Por eso Jesús no nos habla de abismos de vacío, sino de estancias donde en El podamos vivir para siempre. ‘Él transformará nuestro cuerpo humilde, según el modelo de su cuerpo glorioso’, que nos decía san Pablo. Por eso Jesús no nos hablará de reencarnación sino de hacer que ese yo de nuestra persona viva para siempre, nos habla de resurrección, nos habla de vida eterna. ‘Yo soy la resurrección y la vida el que cree en mi vivirá para siempre’, nos dice. Y nos invita a confiar en El, a creer en su palabra.
Lloramos quizás ante la muerte porque
nuestros ojos no ven; nos podemos angustiar ante la muerte cuando nuestra fe y
nuestra esperanza se ha debilitado, pero nunca podemos caer en la desesperación
porque en Jesús encontraremos el consuelo que necesitamos en lo más hondo de
nosotros mismos. Es cierto que no queremos arrancarnos del lado de aquellos a
los que amamos, y por eso la muerte nos hace llorar y nos hace sufrir, pero con
la esperanza puesta en las palabras de Jesús sentiremos que ahora podemos vivir
en una comunión nueva y distinta con aquellos que amamos y que han muerto para
los ojos de este mundo, pero que tenemos la esperanza de que vivan en Dios. Sin
con Dios nos sentimos en comunión, desde esa misma comunión nos sentiremos en
comunión también con los que han muerto.
Por eso nuestra oración tiene sentido y
se llena de valor. No olvidemos ese artículo de nuestra fe que recitamos en el
credo cuando decimos que creemos en la comunión de los santos, en la
resurrección de la carne y en la vida del mundo futuro. Es mucho más que
unos vasos comunicantes, pero nos puede valer el concepto como ejemplo; todos
nos sentimos unidos en una misma comunión, y lo que es de cada uno es de todos,
las obras de gracia que personalmente realizamos están también en beneficio y
provecho de los demás; por eso nuestras oraciones y nuestras ofrendas tienen
sentido, por eso oramos por los difuntos y ofrecemos lo mejor de nosotros
mismos para que ellos se llenen de la vida de Dios para siempre.
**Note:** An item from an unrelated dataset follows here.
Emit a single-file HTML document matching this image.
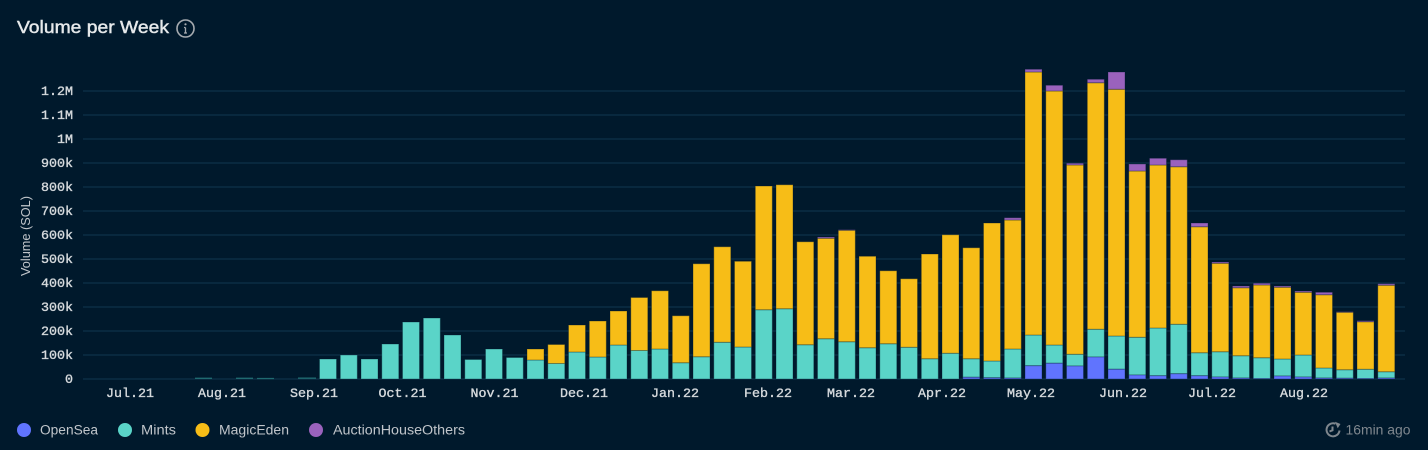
<!DOCTYPE html>
<html><head><meta charset="utf-8"><style>
html,body{margin:0;padding:0;background:#00192c;width:1428px;height:450px;overflow:hidden}
svg{display:block;position:absolute;left:0;top:0}
.y{font:13.33px "Liberation Mono",monospace;fill:#d6dadd;stroke:#d6dadd;stroke-width:.35px;text-anchor:end}
.x{font:13.33px "Liberation Mono",monospace;fill:#d6dadd;stroke:#d6dadd;stroke-width:.35px;text-anchor:middle}
.l{font:13.5px "Liberation Sans",sans-serif;fill:#c0c5ca}
</style></head><body>
<svg width="1428" height="450" viewBox="0 0 1428 450" xmlns="http://www.w3.org/2000/svg">
<rect width="1428" height="450" fill="#00192c"/>
<text x="17" y="33" font-family="Liberation Sans,sans-serif" font-size="17.5" fill="#e6e9eb" stroke="#e6e9eb" stroke-width=".45" textLength="152" lengthAdjust="spacingAndGlyphs">Volume per Week</text>
<circle cx="185.500" cy="28.500" r="8.500" fill="none" stroke="#a6abb0" stroke-width="1.600"/>
<circle cx="185.500" cy="24.300" r="1.100" fill="#a6abb0"/>
<path d="M185.500 27.500v5.500M184 27.500h1.500M184 33h3" stroke="#a6abb0" stroke-width="1.300" fill="none"/>
<g stroke="#0e3349" stroke-width="1.200">
<path d="M83 91H1405M83 115H1405M83 139H1405M83 163H1405M83 187H1405M83 211H1405M83 235H1405M83 259H1405M83 283H1405M83 307H1405M83 331H1405M83 355H1405M83 379H1405"/>
</g>
<g class="y-labels">
<text class="y" x="73" y="95">1.2M</text>
<text class="y" x="73" y="119">1.1M</text>
<text class="y" x="73" y="143">1M</text>
<text class="y" x="73" y="167">900k</text>
<text class="y" x="73" y="191">800k</text>
<text class="y" x="73" y="215">700k</text>
<text class="y" x="73" y="239">600k</text>
<text class="y" x="73" y="263">500k</text>
<text class="y" x="73" y="287">400k</text>
<text class="y" x="73" y="311">300k</text>
<text class="y" x="73" y="335">200k</text>
<text class="y" x="73" y="359">100k</text>
<text class="y" x="73" y="383">0</text>
</g>
<text transform="translate(30 236) rotate(-90)" text-anchor="middle" font-family="Liberation Sans,sans-serif" font-size="13" fill="#c0c5ca" textLength="80" lengthAdjust="spacingAndGlyphs">Volume (SOL)</text>
<path d="M195 378.300h17M236 378.300h17M257 378.500h17M298 378.200h18" stroke="#1f6a70" stroke-width="1.300"/>
<g stroke="#00192c" stroke-opacity=".32" stroke-width="1">
<path fill="#5ad4c8" d="M319.500 359h17V379h-17zM340.300 355h17V379h-17zM361 359h17V379h-17zM381.800 344h17V379h-17zM402.500 322h17V379h-17zM423.300 318h17V379h-17zM444 335h17V379h-17zM464.800 359.500h17V379h-17zM485.500 349h17V379h-17zM506.300 357.500h17V379h-17zM527 360h17V379h-17zM547.800 363.500h17V379h-17zM568.500 352h17V379h-17zM589.300 357h17V379h-17zM610 345h17V379h-17zM630.800 350.500h17V379h-17zM651.500 349h17V379h-17zM672.300 362.700h17V379h-17zM693 356.700h17V379h-17zM713.800 342.300h17V379h-17zM734.500 347h17V379h-17zM755.300 309.700h17V379h-17zM776 308.700h17V379h-17zM796.800 344.700h17V379h-17zM817.500 338.700h17V379h-17zM838.300 341.700h17V379h-17zM859 347.700h17V379h-17zM879.800 343.700h17V379h-17zM900.500 347.300h17V379h-17zM921.300 358.700h17V379h-17zM942 353.300h17V379h-17zM962.800 358.700h17V377.300h-17zM983.500 361h17V377.700h-17zM1004.300 349h17V378h-17zM1025 335h17V365.700h-17zM1045.800 345h17V363.300h-17zM1066.500 354.300h17V366h-17zM1087.300 329.300h17V357h-17zM1108 336h17V369.300h-17zM1128.800 337.300h17V375h-17zM1149.500 328h17V375.700h-17zM1170.300 324.300h17V373.700h-17zM1191 352.700h17V375.700h-17zM1211.800 351.700h17V377h-17zM1232.500 355.700h17V378h-17zM1253.300 357.700h17V378.500h-17zM1274 359h17V376h-17zM1294.800 355h17V377h-17zM1315.500 368h17V378h-17zM1336.300 369.700h17V378.300h-17zM1357 369.300h17V378.500h-17zM1377.800 371.700h17V378h-17z"/>
<path fill="#f7bd17" d="M527 349h17V360h-17zM547.800 344.500h17V363.500h-17zM568.500 325h17V352h-17zM589.300 321h17V357h-17zM610 311h17V345h-17zM630.800 297.500h17V350.500h-17zM651.500 290.700h17V349h-17zM672.300 315.700h17V362.700h-17zM693 263.700h17V356.700h-17zM713.800 246.700h17V342.300h-17zM734.500 261.300h17V347h-17zM755.300 186h17V309.700h-17zM776 184.700h17V308.700h-17zM796.800 241.700h17V344.700h-17zM817.500 238.300h17V338.700h-17zM838.300 230.300h17V341.700h-17zM859 256.300h17V347.700h-17zM879.800 270.700h17V343.700h-17zM900.500 278.700h17V347.300h-17zM921.300 254h17V358.700h-17zM942 234.700h17V353.300h-17zM962.800 247.700h17V358.700h-17zM983.500 223h17V361h-17zM1004.300 220h17V349h-17zM1025 72h17V335h-17zM1045.800 91h17V345h-17zM1066.500 165h17V354.300h-17zM1087.300 82.700h17V329.300h-17zM1108 89.300h17V336h-17zM1128.800 171h17V337.300h-17zM1149.500 165h17V328h-17zM1170.300 166.700h17V324.300h-17zM1191 226.700h17V352.700h-17zM1211.800 263.300h17V351.700h-17zM1232.500 287.700h17V355.700h-17zM1253.300 285h17V357.700h-17zM1274 287.300h17V359h-17zM1294.800 292.300h17V355h-17zM1315.500 294.700h17V368h-17zM1336.300 312.300h17V369.700h-17zM1357 321.700h17V369.300h-17zM1377.800 285.300h17V371.700h-17z"/>
<path fill="#9a62bd" d="M817.500 237h17V238.300h-17zM838.300 229.700h17V230.300h-17zM1004.300 217.700h17V220h-17zM1025 69.300h17V72h-17zM1045.800 85.300h17V91h-17zM1066.500 163.300h17V165h-17zM1087.300 79.300h17V82.700h-17zM1108 72h17V89.300h-17zM1128.800 164h17V171h-17zM1149.500 158.300h17V165h-17zM1170.300 159.700h17V166.700h-17zM1191 223h17V226.700h-17zM1211.800 262h17V263.300h-17zM1232.500 286h17V287.700h-17zM1253.300 283.300h17V285h-17zM1274 286h17V287.300h-17zM1294.800 291h17V292.300h-17zM1315.500 292.300h17V294.700h-17zM1336.300 311.700h17V312.300h-17zM1357 320.700h17V321.700h-17zM1377.800 283.700h17V285.300h-17z"/>
<path fill="#6074fe" d="M962.800 377.300h17V379h-17zM983.500 377.700h17V379h-17zM1004.300 378h17V379h-17zM1025 365.700h17V379h-17zM1045.800 363.300h17V379h-17zM1066.500 366h17V379h-17zM1087.300 357h17V379h-17zM1108 369.300h17V379h-17zM1128.800 375h17V379h-17zM1149.500 375.700h17V379h-17zM1170.300 373.700h17V379h-17zM1191 375.700h17V379h-17zM1211.800 377h17V379h-17zM1232.500 378h17V379h-17zM1253.300 378.500h17V379h-17zM1274 376h17V379h-17zM1294.800 377h17V379h-17zM1315.500 378h17V379h-17zM1336.300 378.300h17V379h-17zM1357 378.500h17V379h-17zM1377.800 378h17V379h-17z"/>
</g>
<g>
<text class="x" x="130" y="397">Jul.21</text>
<text class="x" x="222" y="397">Aug.21</text>
<text class="x" x="314" y="397">Sep.21</text>
<text class="x" x="402.500" y="397">Oct.21</text>
<text class="x" x="494.500" y="397">Nov.21</text>
<text class="x" x="584" y="397">Dec.21</text>
<text class="x" x="675" y="397">Jan.22</text>
<text class="x" x="768" y="397">Feb.22</text>
<text class="x" x="851" y="397">Mar.22</text>
<text class="x" x="942" y="397">Apr.22</text>
<text class="x" x="1031" y="397">May.22</text>
<text class="x" x="1123" y="397">Jun.22</text>
<text class="x" x="1212" y="397">Jul.22</text>
<text class="x" x="1304" y="397">Aug.22</text>
</g>
<circle cx="24" cy="430" r="7" fill="#6074fe"/>
<circle cx="125" cy="430" r="7" fill="#5ad4c8"/>
<circle cx="202.500" cy="430" r="7" fill="#f7bd17"/>
<circle cx="316" cy="430" r="7" fill="#9a62bd"/>
<text class="l" x="40" y="434.500" textLength="58" lengthAdjust="spacingAndGlyphs">OpenSea</text>
<text class="l" x="141" y="434.500" textLength="35" lengthAdjust="spacingAndGlyphs">Mints</text>
<text class="l" x="219" y="434.500" textLength="70" lengthAdjust="spacingAndGlyphs">MagicEden</text>
<text class="l" x="333" y="434.500" textLength="132" lengthAdjust="spacingAndGlyphs">AuctionHouseOthers</text>
<path d="M1335.500 423.800a6.500 6.500 0 1 0 4 6.700M1332.500 426.500v3.800l-3 1.200" fill="none" stroke="#7f878e" stroke-width="2"/>
<path d="M1335 421.800l5.500 2.200-2.800 4.300z" fill="#7f878e"/>
<text x="1345.500" y="434.500" font-family="Liberation Sans,sans-serif" font-size="13.500" fill="#7f878e" textLength="65" lengthAdjust="spacingAndGlyphs">16min ago</text>
</svg>
</body></html>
En este día tan especial en que hacemos
esa conmemoración de los fieles difuntos y en nuestras buenas prácticas
piadosas nos sentimos impulsados a ir a las tumbas de nuestros seres queridos
en los cementerios para llevar la ofrenda de una flor y para elevar una oración
al Señor, hemos de hacerlo con todo sentido. Es el regalo de amor que en
nuestro recuerdo les queremos hacer desde esa comunión nueva y tan intensa que
ahora podemos vivir con ellos en virtud de la comunión de los santos, como
hemos venido reflexionando.
Que tenga un sentido profundo lo que
estos días hacemos, que nuestro corazón esté rebosante sí de amor, pero también
lleno de esperanza, porque esperamos que un día también nosotros podamos vivir
esa plenitud en Dios cuando acabemos la carrera por este mundo que algunas
veces se nos hace tan dura. Allí no habrá ni llanto, ni luto, ni dolor
porque este primer mundo ha pasado y entonces esperamos poder vivir la
plenitud de los vencedores participando de la gloria del Señor.